For the average phase shift of 54° the length of the delay line is 0.15λ, or 3.2 meters in free space at 14.1 MHz. That must be multiplied by the VF of the coax used for the delay line. For example, 2.1 meters (6.9') for RG213 and 2.7 meters (8.9') for LMR400. All that said, the length is not critical since the phase shift is frequency dependent. No fixed length can be a perfect solution, and an average value is good enough in this application.

My plan is to use RG213 and insert it at the tail from the lower yagi's feed point at the tower. Should I not repair the gamma match on the upper yagi and the delay line continues to be used, the RG213 will eventually do double duty as a rotation loop. I hope to make the lower yagi rotatable in the next year or two. It is currently fixed on Europe.

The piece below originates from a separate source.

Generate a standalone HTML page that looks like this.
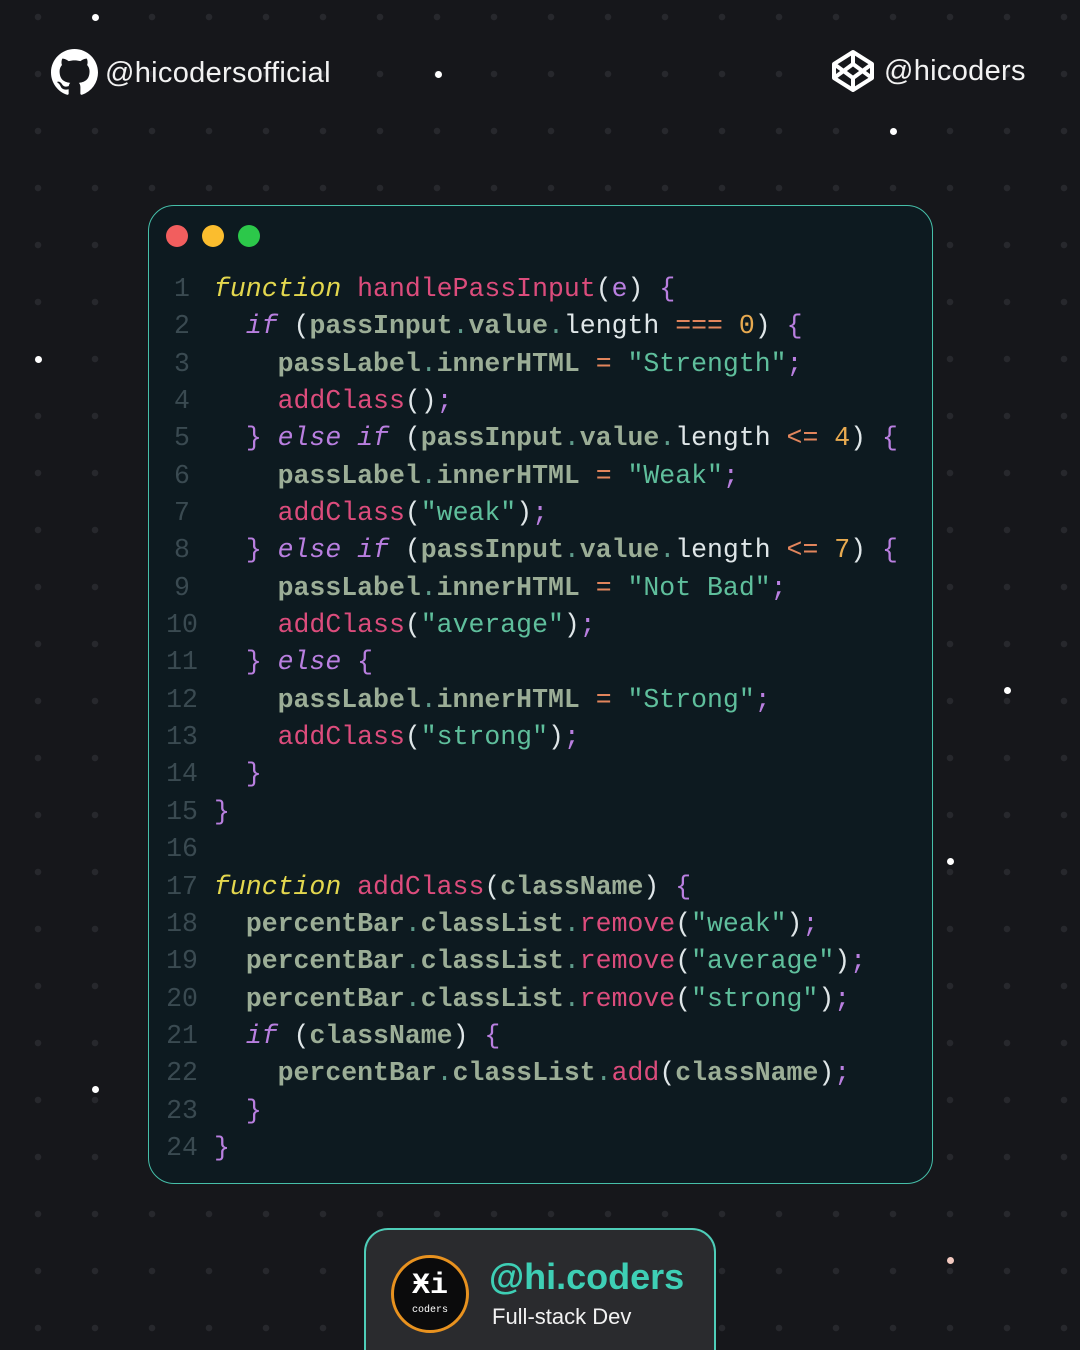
<!DOCTYPE html>
<html><head><meta charset="utf-8"><style>
*{margin:0;padding:0;box-sizing:border-box}
html,body{width:1080px;height:1350px;overflow:hidden}
body{background:#16171b;font-family:"Liberation Sans",sans-serif}
#wrap{position:relative;width:1080px;height:1350px;overflow:hidden}
.grid{position:absolute;inset:0;background-image:radial-gradient(circle,#27282d 3px,transparent 3.5px);background-size:57px 57px;background-position:9.5px -11.5px}
.star{position:absolute;width:7px;height:7px;border-radius:50%;background:#fff}
.hdr{position:absolute;color:#f2f2f2;font-size:29px;letter-spacing:.3px}
.card{position:absolute;left:148px;top:205px;width:785px;height:979px;border:1.5px solid #46bfa9;border-radius:26px;background:#0d1a20}
.dot{position:absolute;top:19px;width:22px;height:22px;border-radius:50%}
.code{position:absolute;left:16px;top:65px;font-family:"Liberation Mono",monospace;font-size:26.5px;line-height:37.35px;white-space:pre;color:#dfe6e8}
.ln{display:inline-block;width:34px;text-align:center;color:#3a4a51;margin-right:15px}
.k{color:#e3d74e;font-style:italic}
.p{color:#b97fe0;font-style:italic}
.f{color:#dc4c7c}
.v{color:#9bad96;font-weight:bold}
.d{color:#5d9a8a}
.o{color:#e2855c}
.s{color:#5fbf9c}
.n{color:#e8aa50}
.b{color:#b97fe0}
.w{color:#dfe6e8}
.foot{position:absolute;left:364px;top:1228px;width:352px;height:160px;border:2px solid #4ecdb8;border-radius:24px;background:#2a2b2e}
</style></head><body><div id="wrap">
<div class="grid"></div>
<div class="star" style="left:92px;top:14px"></div>
<div class="star" style="left:435px;top:71px"></div>
<div class="star" style="left:890px;top:128px"></div>
<div class="star" style="left:35px;top:356px"></div>
<div class="star" style="left:1004px;top:687px"></div>
<div class="star" style="left:947px;top:858px"></div>
<div class="star" style="left:92px;top:1086px"></div>
<div class="star" style="left:947px;top:1257px;background:#f2c9c0"></div>

<svg style="position:absolute;left:51px;top:49px" width="47" height="47" viewBox="0 0 16 16"><path fill="#fff" d="M8 0C3.58 0 0 3.58 0 8c0 3.54 2.29 6.53 5.47 7.59.4.07.55-.17.55-.38 0-.19-.01-.82-.01-1.49-2.01.37-2.53-.49-2.69-.94-.09-.23-.48-.94-.82-1.13-.28-.15-.68-.52-.01-.53.63-.01 1.08.58 1.23.82.72 1.21 1.87.87 2.33.66.07-.52.28-.87.51-1.07-1.78-.2-3.64-.89-3.64-3.95 0-.87.31-1.59.82-2.15-.08-.2-.36-1.02.08-2.12 0 0 .67-.21 2.2.82.64-.18 1.32-.27 2-.27.68 0 1.36.09 2 .27 1.53-1.04 2.2-.82 2.2-.82.44 1.1.16 1.92.08 2.12.51.56.82 1.27.82 2.15 0 3.07-1.87 3.75-3.65 3.95.29.25.54.73.54 1.48 0 1.07-.01 1.93-.01 2.2 0 .21.15.46.55.38A8.013 8.013 0 0016 8c0-4.42-3.58-8-8-8z"/></svg>
<div class="hdr" style="left:105px;top:57px">@hicodersofficial</div>
<svg style="position:absolute;left:831px;top:49px" width="44" height="44" viewBox="0 0 44 44" fill="none" stroke="#fff" stroke-width="4" stroke-linejoin="round"><path d="M22 3L41 15V29L22 41L3 29V15Z"/><path d="M22 3V15M22 29V41M3 15L22 29L41 15M3 29L22 15L41 29"/></svg>
<div class="hdr" style="left:884px;top:55px">@hicoders</div>

<div class="card">
<div class="dot" style="left:17px;background:#f25e5e"></div>
<div class="dot" style="left:53px;background:#fbbd2e"></div>
<div class="dot" style="left:89px;background:#2cc84a"></div>
<div class="code"><span class="ln">1</span><span class="k">function</span> <span class="f">handlePassInput</span><span class="w">(</span><span class="b">e</span><span class="w">)</span> <span class="b">{</span>
<span class="ln">2</span>  <span class="p">if</span> <span class="w">(</span><span class="v">passInput</span><span class="d">.</span><span class="v">value</span><span class="d">.</span>length <span class="o">===</span> <span class="n">0</span>) <span class="b">{</span>
<span class="ln">3</span>    <span class="v">passLabel</span><span class="d">.</span><span class="v">innerHTML</span> <span class="o">=</span> <span class="s">"Strength"</span><span class="b">;</span>
<span class="ln">4</span>    <span class="f">addClass</span>()<span class="b">;</span>
<span class="ln">5</span>  <span class="b">}</span> <span class="p">else if</span> (<span class="v">passInput</span><span class="d">.</span><span class="v">value</span><span class="d">.</span>length <span class="o">&lt;=</span> <span class="n">4</span>) <span class="b">{</span>
<span class="ln">6</span>    <span class="v">passLabel</span><span class="d">.</span><span class="v">innerHTML</span> <span class="o">=</span> <span class="s">"Weak"</span><span class="b">;</span>
<span class="ln">7</span>    <span class="f">addClass</span>(<span class="s">"weak"</span>)<span class="b">;</span>
<span class="ln">8</span>  <span class="b">}</span> <span class="p">else if</span> (<span class="v">passInput</span><span class="d">.</span><span class="v">value</span><span class="d">.</span>length <span class="o">&lt;=</span> <span class="n">7</span>) <span class="b">{</span>
<span class="ln">9</span>    <span class="v">passLabel</span><span class="d">.</span><span class="v">innerHTML</span> <span class="o">=</span> <span class="s">"Not Bad"</span><span class="b">;</span>
<span class="ln">10</span>    <span class="f">addClass</span>(<span class="s">"average"</span>)<span class="b">;</span>
<span class="ln">11</span>  <span class="b">}</span> <span class="p">else</span> <span class="b">{</span>
<span class="ln">12</span>    <span class="v">passLabel</span><span class="d">.</span><span class="v">innerHTML</span> <span class="o">=</span> <span class="s">"Strong"</span><span class="b">;</span>
<span class="ln">13</span>    <span class="f">addClass</span>(<span class="s">"strong"</span>)<span class="b">;</span>
<span class="ln">14</span>  <span class="b">}</span>
<span class="ln">15</span><span class="b">}</span>
<span class="ln">16</span>
<span class="ln">17</span><span class="k">function</span> <span class="f">addClass</span>(<span class="v">className</span>) <span class="b">{</span>
<span class="ln">18</span>  <span class="v">percentBar</span><span class="d">.</span><span class="v">classList</span><span class="d">.</span><span class="f">remove</span>(<span class="s">"weak"</span>)<span class="b">;</span>
<span class="ln">19</span>  <span class="v">percentBar</span><span class="d">.</span><span class="v">classList</span><span class="d">.</span><span class="f">remove</span>(<span class="s">"average"</span>)<span class="b">;</span>
<span class="ln">20</span>  <span class="v">percentBar</span><span class="d">.</span><span class="v">classList</span><span class="d">.</span><span class="f">remove</span>(<span class="s">"strong"</span>)<span class="b">;</span>
<span class="ln">21</span>  <span class="p">if</span> (<span class="v">className</span>) <span class="b">{</span>
<span class="ln">22</span>    <span class="v">percentBar</span><span class="d">.</span><span class="v">classList</span><span class="d">.</span><span class="f">add</span>(<span class="v">className</span>)<span class="b">;</span>
<span class="ln">23</span>  <span class="b">}</span>
<span class="ln">24</span><span class="b">}</span></div>
</div>

<div class="foot">
<div style="position:absolute;left:25px;top:25px;width:78px;height:78px;border-radius:50%;background:#0b0b0c;border:3px solid #e8921f"></div>
<div style="position:absolute;left:25px;top:41px;width:78px;text-align:center;color:#fff;font-family:'Liberation Mono',monospace;font-weight:bold;font-size:30px;line-height:30px">Ӿi</div>
<div style="position:absolute;left:25px;top:75px;width:78px;text-align:center;color:#fff;font-family:'Liberation Mono',monospace;font-size:10px">coders</div>
<div style="position:absolute;left:123px;top:26px;color:#3ecfb5;font-weight:bold;font-size:36px">@hi.coders</div>
<div style="position:absolute;left:126px;top:74px;color:#f2f2f2;font-size:22px">Full-stack Dev</div>
</div>
</div></body></html>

This is easy to implement, and yet I haven't done so yet. The degradation of the stack pattern without the delay line is small, but with careful A-B testing on the air it is noticable. The modelled deficit is about 1 db of gain and the appearance of a higher angle minor forward lobe.

Good performance without the delay line may seem odd but when you add in the larger uncertainty of terrain on the yagi patterns the phase error is not a major concern. SWR is the more important concern since amplifier tuning can be a problem when switching among the stack's 3 modes. Correcting the mismatch also restores the equal power division required for optimum stack performance.

Time is a concern now that autumn is fast approaching and my many antenna projects require my attention. Those are the priority now that the SWR of the 20 meter stack has been corrected. The delay line can wait a few more weeks.